Motivation of a Feeder Villain?

To me, the feeder villain trope in partuclar can by either someone who wants to fatten up the entire populace for their own purposes (like, for instance, cooking them and eating them as seen in a Super Nintendo entry in the Super Chinese series, which thankfully ditched the reused Super Mario Bros. sounds heard in the NES installments, or forcing them to stay fat forever as seen in Tengai Makyou: The Apocalypse IV where a villainess known as D sends out her henchmen to fatten up everyone in Arizona until her eventual defeat), or as a way to interrogate someone or lure someone into a trap (as seen with the first of the last five episodes of Kirby Right Back At Ya! where the secondary protagonist was kidnapped by King Dedede and was threatened to be force-fed if she didn’t tell him where the Warp Star was hidden before Kirby and the protagonist’s younger brother came to her rescue, or a comic by the DeviantArt user Saxxon involving a superhero who becomes immobile after binge-eating on her weakness, donuts, before the villainess of the comic is shown in pre-recorded footage where she force-feeds the hero’s sidekick before she spills the beans on the hero’s weakness), or even as a way to silence someone (as seen with, and I get nightmares just thinking about what might have happened rather than what actually happened, the Totally Spies episode Passion Patties where Sam and Alex become tied up in chairs just like Clover as Dr. Bittersweet tells them her plan to take over the world using a combination of the cookies’ fattening effects and the money made from the cookies’ sales before she decides to silence the trio with a method of execution she calls “Death by Cookie” before the spies themselves escape and take the still-addicted Clover with them).

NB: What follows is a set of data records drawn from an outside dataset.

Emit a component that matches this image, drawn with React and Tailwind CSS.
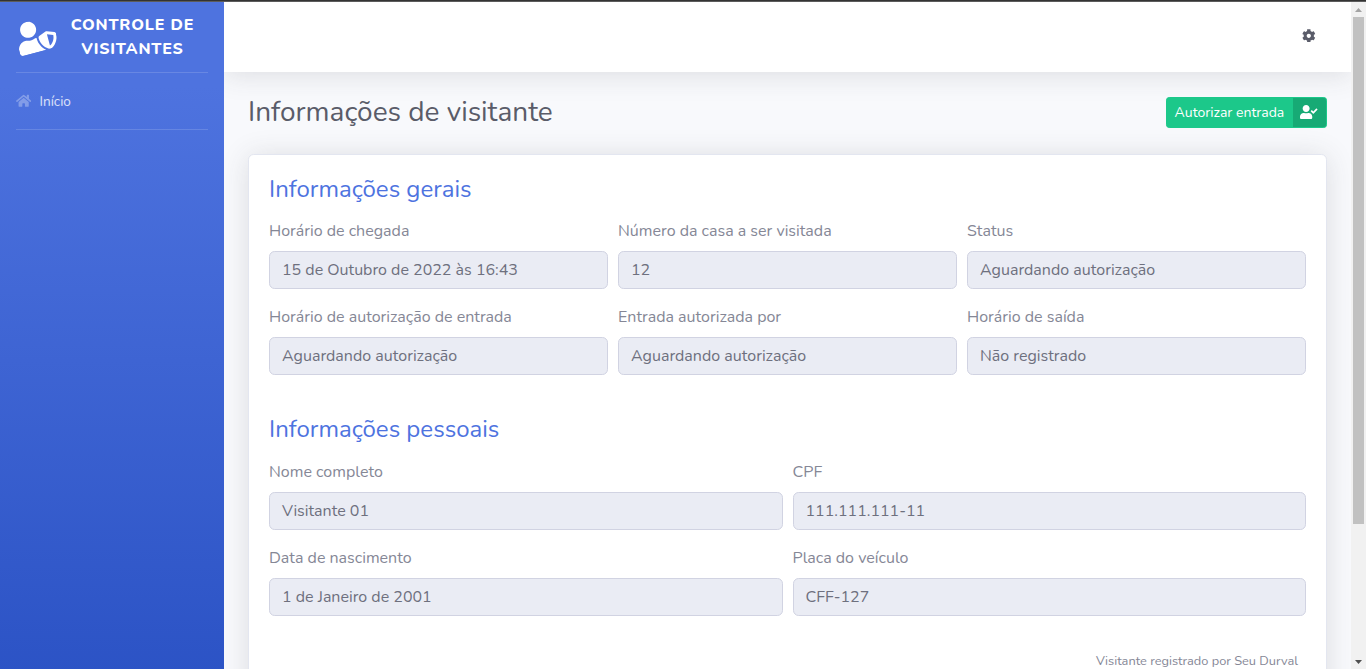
import React from "react";
import { FaUserShield, FaHome, FaCog, FaUserCheck } from "react-icons/fa";

function Field({ label, value }) {
  return (
    <div className="mb-4 min-w-0 flex-1">
      <div className="mb-2 h-6 whitespace-nowrap leading-6">{label}</div>
      <div className="flex h-[38px] items-center rounded-[5.6px] border border-[#d1d3e2] bg-[#eaecf4] px-3 text-[#6e707e]">
        <span className="whitespace-nowrap leading-6">{value}</span>
      </div>
    </div>
  );
}

function Row({ children }) {
  return <div className="flex gap-2.5">{children}</div>;
}

function Sidebar() {
  return (
    <aside className="flex h-[838px] w-56 shrink-0 flex-col bg-[linear-gradient(180deg,#4e73df_10%,#224abe_100%)] px-4 text-white">
      <div className="flex h-[70px] items-center">
        <FaUserShield className="mb-0.5 h-8 w-10 shrink-0 -rotate-15" />
        <div className="ml-[14.7px] whitespace-nowrap text-center text-base font-extrabold leading-6 tracking-[0.8px]">
          <div>CONTROLE DE</div>
          <div>VISITANTES</div>
        </div>
      </div>
      <div className="h-px bg-white/15" />
      <a className="flex h-14 items-center text-white/80">
        <FaHome className="mr-[8.2px] h-[13.6px] w-[15.3px] text-white/30" />
        <span className="pt-0.5 text-[13.6px]">Início</span>
      </a>
      <div className="h-px bg-white/15" />
    </aside>
  );
}

function Scrollbar() {
  return (
    <div className="flex h-[667px] w-[15px] shrink-0 flex-col items-center bg-[#f1f1f1]">
      <svg className="h-[15px] w-[15px] shrink-0" viewBox="0 0 15 15">
        <path d="M4 10h7L7.5 6z" fill="#a3a3a3" />
      </svg>
      <div className="h-[507px] w-[11px] bg-[#c1c1c1]" />
      <div className="flex-1" />
      <svg className="h-[15px] w-[15px] shrink-0" viewBox="0 0 15 15">
        <path d="M4 6h7L7.5 10z" fill="#505050" />
      </svg>
    </div>
  );
}

export default function App() {
  return (
    <div className="h-[669px] w-[1366px] overflow-hidden bg-[#f8f9fc] font-[Nunito,Lato,sans-serif] text-base text-[#858796]">
      <div className="h-0.5 border-b border-[#5c5c5c] bg-[#333333]" />
      <div className="flex h-[667px] overflow-hidden">
        <Sidebar />
        <div className="h-[838px] min-w-0 flex-1 overflow-hidden">
          <header className="flex h-[70px] items-center justify-end bg-white pr-[35px] shadow-[0_2.4px_28px_0_rgba(58,59,69,0.15)]">
            <FaCog className="mb-[3px] h-[13.6px] w-[13.6px] text-[#5a5c69]" />
          </header>
          <main className="px-6 pt-6">
            <div className="mb-[26px] flex h-8 items-center justify-between">
              <h1 className="whitespace-nowrap text-[28px] leading-[34px] text-[#5a5c69]">
                Informações de visitante
              </h1>
              <button className="flex h-[31px] w-[161px] items-stretch overflow-hidden rounded-[3.2px] border border-[#1cc88a] bg-[#1cc88a] text-sm text-white">
                <span className="flex flex-1 items-center whitespace-nowrap pl-[7.6px] pt-px">Autorizar entrada</span>
                <span className="flex w-[33.5px] items-center bg-black/15 pl-[7.5px]">
                  <FaUserCheck className="h-3.5 w-[17.5px]" />
                </span>
              </button>
            </div>
            <section className="h-[560px] rounded-[5.6px] border border-[#e3e6f0] bg-white px-5 pt-5 shadow-[0_2.4px_28px_0_rgba(58,59,69,0.15)]">
              <h2 className="mb-[15px] h-[29px] whitespace-nowrap text-2xl leading-[29px] text-[#4e73df]">
                Informações gerais
              </h2>
              <Row>
                <Field label="Horário de chegada" value="15 de Outubro de 2022 às 16:43" />
                <Field label="Número da casa a ser visitada" value="12" />
                <Field label="Status" value="Aguardando autorização" />
              </Row>
              <Row>
                <Field label="Horário de autorização de entrada" value="Aguardando autorização" />
                <Field label="Entrada autorizada por" value="Aguardando autorização" />
                <Field label="Horário de saída" value="Não registrado" />
              </Row>
              <h2 className="mb-4 mt-6 h-[29px] whitespace-nowrap text-2xl leading-[29px] text-[#4e73df]">
                Informações pessoais
              </h2>
              <Row>
                <Field label="Nome completo" value="Visitante 01" />
                <Field label="CPF" value="111.111.111-11" />
              </Row>
              <Row>
                <Field label="Data de nascimento" value="1 de Janeiro de 2001" />
                <Field label="Placa do veículo" value="CFF-127" />
              </Row>
              <div className="mt-5 pr-2 text-right text-[12.8px] leading-[19px]">
                Visitante registrado por Seu Durval
              </div>
            </section>
          </main>
        </div>
        <Scrollbar />
      </div>
    </div>
  );
}
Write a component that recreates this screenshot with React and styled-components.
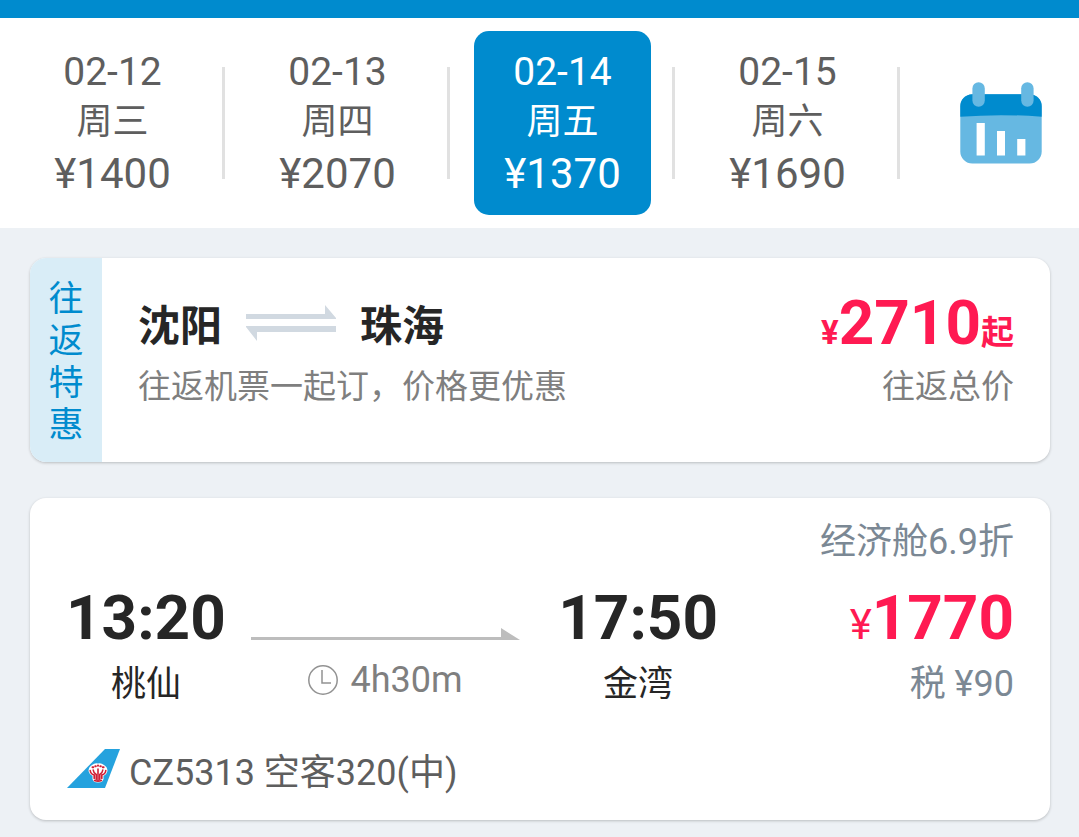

Whatever the motivation ends up being(since the antagonist is the feeder from the sounds of it), here’s hoping there will be plenty of content for black hat playthroughs(aka deliberately fucking over the Protagonists and letting the villain have their way with the world).

Considering the mention of capture and guilds, I could see it as a method of sabotage (both by reducing the food supply and the physical capabilities of the people). It could come from a rival guild, or perhaps somebody who might peace by rendering everybody equally incapable of fighting. Inducing dependence in order to fulfill the villain’s personal need to take care of/nurture people

Alternatively, this might just be an aspect of some greater process, perhaps like restoring an ancient, bygone civilization where overweight physiques were venerated. The villain might not personally care otherwise other than it was an aesthetic of their old civilization (if an immortal type) or one they admired. In the opposite temporal direction, a time traveler from the future might have an agenda that depends in part on changing society in this way.